I saw the funniest thing after work tonight. I was in the post office waiting to use the self-serve machine that calculates and prints postage for packages. (My sister-in-law Judy is facing the big four-oh next weekend, so I wanted to send her a little reminder of how gravity takes over every ounce of your body after that. Heh-heh.)
When I'd left work several minutes earlier, it was pouring rain, and my clothes were still damp all over from the long run to my car from the office. But by the time I got to the post office, the rain had lightened up quite a bit. I thought, "Well, that's lucky."
Inside the post office, I saw a middle-aged man with a dark beard saunter from one of the work tables to drop a package in the blue drop slot next to the postage machine. He appeared to be of middle-Eastern descent, and his mannerisms displayed just a hint of arrogance. I was speaking with a guy behind me in line as I watched this potentially haughty gentleman head toward the front exit. He stopped in the glass-enclosed vestibule and picked up his cell phone. I watched as he stood facing the parking lot in front of the building and thought to myself, "No way is he doing what I think he's doing."
Sure enough, he immediately reached someone on the phone in his left hand and waved his right hand toward the curb as if giving driving instruction.
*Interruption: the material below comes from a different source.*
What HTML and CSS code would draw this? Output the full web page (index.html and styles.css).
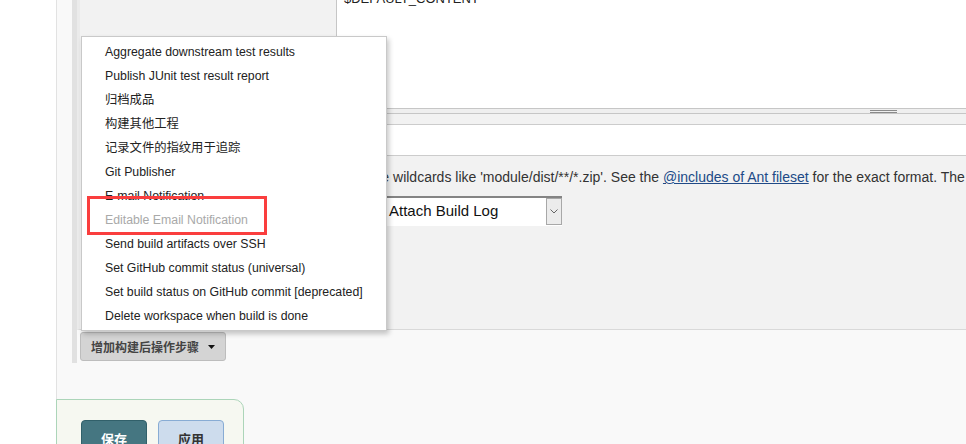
FILE: index.html
```html
<!DOCTYPE html>
<html lang="zh">
<head>
<meta charset="utf-8">
<title>Post-build actions</title>
<link rel="stylesheet" href="styles.css">
</head>
<body>
<div class="page">
  <aside class="side"></aside>
  <main class="main">
    <div class="content">
      <div class="hetero">
        <div class="chunk">
          <div class="row row-textarea">
            <div class="label-col"></div>
            <div class="field-col">
              <div class="textarea">$DEFAULT_CONTENT</div>
              <div class="grip"><span class="grip-mark"></span></div>
            </div>
          </div>
          <div class="row row-input">
            <div class="label-col"></div>
            <div class="field-col"><div class="text-input"></div></div>
          </div>
          <div class="row row-help">
            <div class="label-col"></div>
            <div class="field-col help">Can use wildcards like 'module/dist/**/*.zip'. See the <a href="#">@includes of Ant fileset</a> for the exact format. The base directory is the workspace.</div>
          </div>
          <div class="row row-select">
            <div class="label-col"></div>
            <div class="field-col">
              <div class="select">
                <span class="select-value">Do Not Attach Build Log</span>
                <span class="select-arrow"><svg width="8" height="5" viewBox="0 0 8 5"><path d="M0.5 0.5 L4 4 L7.5 0.5" fill="none" stroke="#666" stroke-width="1"/></svg></span>
              </div>
            </div>
          </div>
        </div>
        <button class="add-btn" type="button"><span>增加构建后操作步骤</span><svg class="caret" width="7" height="4" viewBox="0 0 7 4"><polygon points="0,0 7,0 3.5,4" fill="#111"/></svg></button>
      </div>
      <div class="bottom-bar">
        <button class="btn btn-primary" type="button">保存</button>
        <button class="btn btn-secondary" type="button">应用</button>
      </div>
    </div>
  </main>

  <div class="menu">
    <div class="menu-item">Aggregate downstream test results</div>
    <div class="menu-item">Publish JUnit test result report</div>
    <div class="menu-item">归档成品</div>
    <div class="menu-item">构建其他工程</div>
    <div class="menu-item">记录文件的指纹用于追踪</div>
    <div class="menu-item">Git Publisher</div>
    <div class="menu-item">E-mail Notification</div>
    <div class="menu-item disabled">Editable Email Notification</div>
    <div class="menu-item">Send build artifacts over SSH</div>
    <div class="menu-item">Set GitHub commit status (universal)</div>
    <div class="menu-item">Set build status on GitHub commit [deprecated]</div>
    <div class="menu-item">Delete workspace when build is done</div>
  </div>
  <div class="highlight"></div>
</div>
</body>
</html>
```

FILE: styles.css
```css
html, body {
  margin: 0;
  padding: 0;
}
body {
  width: 966px;
  height: 444px;
  overflow: hidden;
  background: #fff;
  font-family: "Liberation Sans", Arial, "Noto Sans CJK SC", sans-serif;
  color: #333;
}
.page {
  position: relative;
  display: flex;
  width: 966px;
  height: 444px;
  overflow: hidden;
}
.side {
  width: 56px;
  flex: none;
  background: #fff;
}
.main {
  flex: none;
  width: 1500px;
  border-left: 1px solid #e2e2e2;
  background: #f9f9f9;
}
.content {
  margin-top: -13px;
  padding-left: 15px;
}
.hetero {
  border-left: 5px solid #e1e1e1;
  padding-bottom: 2px;
}
.chunk {
  border-left: 3px solid #ebebeb;
  border-bottom: 1px solid #d9d9d9;
  background: #f2f2f2;
  padding-bottom: 103px;
}
.row {
  display: flex;
}
.label-col {
  width: 256px;
  flex: none;
}
.field-col {
  width: 1095px;
  flex: none;
}
.textarea {
  height: 122px;
  box-sizing: border-box;
  background: #fff;
  border: 1px solid #c6c6c6;
  padding: 3px 7px;
  font-size: 13px;
  line-height: 16px;
  color: #222;
}
.grip {
  height: 4px;
  border: 1px solid #c6c6c6;
  border-top: none;
  background: #efefef;
  display: flex;
  justify-content: center;
}
.grip-mark {
  display: block;
  width: 27px;
  height: 1px;
  margin-top: 1px;
  border-top: 1px solid #8a8a8a;
  border-bottom: 1px solid #8a8a8a;
}
.row-input {
  margin-top: 10px;
}
.text-input {
  height: 32px;
  box-sizing: border-box;
  border: 1px solid #cccccc;
  background: #fff;
}
.row-help {
  margin-top: 13px;
}
.help {
  font-size: 14px;
  line-height: 16px;
  padding-left: 1px;
  box-sizing: border-box;
  white-space: nowrap;
  color: #333;
}
.help a {
  color: #204a87;
  text-decoration: underline;
}
.row-select {
  margin-top: 11px;
}
.select {
  width: 226px;
  height: 30px;
  box-sizing: border-box;
  border-top: 2px solid #848484;
  background: #fff;
  display: flex;
  align-items: flex-start;
}
.select-value {
  padding-left: 3px;
  padding-top: 4px;
  font-size: 15px;
  line-height: 17px;
  color: #111;
  white-space: nowrap;
}
.select-arrow {
  margin-left: auto;
  width: 16px;
  height: 27px;
  box-sizing: border-box;
  border: 1px solid #a8a8a8;
  background: #ececec;
  display: flex;
  align-items: center;
  justify-content: center;
}
.add-btn {
  margin: 2px 0 0 3px;
  height: 29px;
  box-sizing: border-box;
  padding: 0 10px;
  border: 1px solid #bdbdbd;
  border-radius: 3px;
  background: #d4d4d4;
  font-family: "Noto Sans CJK SC", sans-serif;
  font-weight: bold;
  font-size: 12px;
  color: #444;
  display: flex;
  align-items: center;
  gap: 9px;
}
.bottom-bar {
  margin-top: 36px;
  margin-left: -16px;
  width: 188px;
  height: 80px;
  box-sizing: border-box;
  border: 1px solid #acd5b9;
  border-radius: 0 10px 0 0;
  background: #f6f8f1;
  padding: 20px 0 0 24px;
  display: flex;
  align-items: flex-start;
  gap: 11px;
}
.btn {
  width: 66px;
  height: 37px;
  box-sizing: border-box;
  border-radius: 4px;
  font-family: "Noto Sans CJK SC", sans-serif;
  font-weight: bold;
  font-size: 13px;
  padding: 0;
}
.btn-primary {
  background: #457681;
  border: 1px solid #31606a;
  color: #fff;
}
.btn-secondary {
  background: #cddced;
  border: 1px solid #88acd4;
  color: #333;
}
.menu {
  position: absolute;
  left: 81px;
  top: 36px;
  width: 306px;
  height: 295px;
  box-sizing: border-box;
  border: 1px solid #c9c9c9;
  background: #fff;
  box-shadow: 2px 3px 5px rgba(0, 0, 0, 0.22);
  padding-top: 3px;
  font-family: "Liberation Sans", Arial, "Noto Sans CJK SC", sans-serif;
}
.menu-item {
  height: 24px;
  line-height: 24px;
  padding-left: 23px;
  font-size: 12.3px;
  color: #222;
  white-space: nowrap;
  overflow: hidden;
}
.menu-item.disabled {
  color: #a9a9a9;
}
.highlight {
  position: absolute;
  left: 87px;
  top: 196px;
  width: 180px;
  height: 39px;
  box-sizing: border-box;
  border: 3px solid #fa3e3e;
}
```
The post office parking lot is small, so the rear bumper of the car closest to the man was about 12 feet in front of him. Wouldn't you know it--the car directly to the left of that one backed out, drove to the curb, and stopped--in the firelane, no less--to pick up the bearded man. By then the rain was just a drizzle.
How lazy have we become in this modern era if we can't walk twenty feet in the rain? It's bad enough we send email to the co-worker in the office next door to our own, but you gotta admit that calling someone parked right in front of you to pick you up at the curb is crossing the line into severe couch-potatoness. If this guy had been wearing an Armani suit or expensive Italian loafers, maybe, just maybe I'd let him slide and never would've mentioned it here. But he was wearing dress slacks and a button-down shirt. No tie. Nothing fancy.
It's like the other day when a woman pulled into the intersection of two parking lot drive lanes and completely blocked both lanes, including the drive lane directly in front of the Giant supermarket, creating a mini-traffic jam. She sat there, burning gas, waiting for someone to unload their groceries into their trunk and return their cart. There were dozens of open parking spaces she could've used, but this young, perfectly healthy woman with both legs intact had to inconvenience everyone else just to get the space closest to the store instead of a space that was maybe another 20 or 30 feet further from the storefront. She was probably on the way home from her Pilates class.
These silly suburbanites wouldn't last a New York minute living in the city.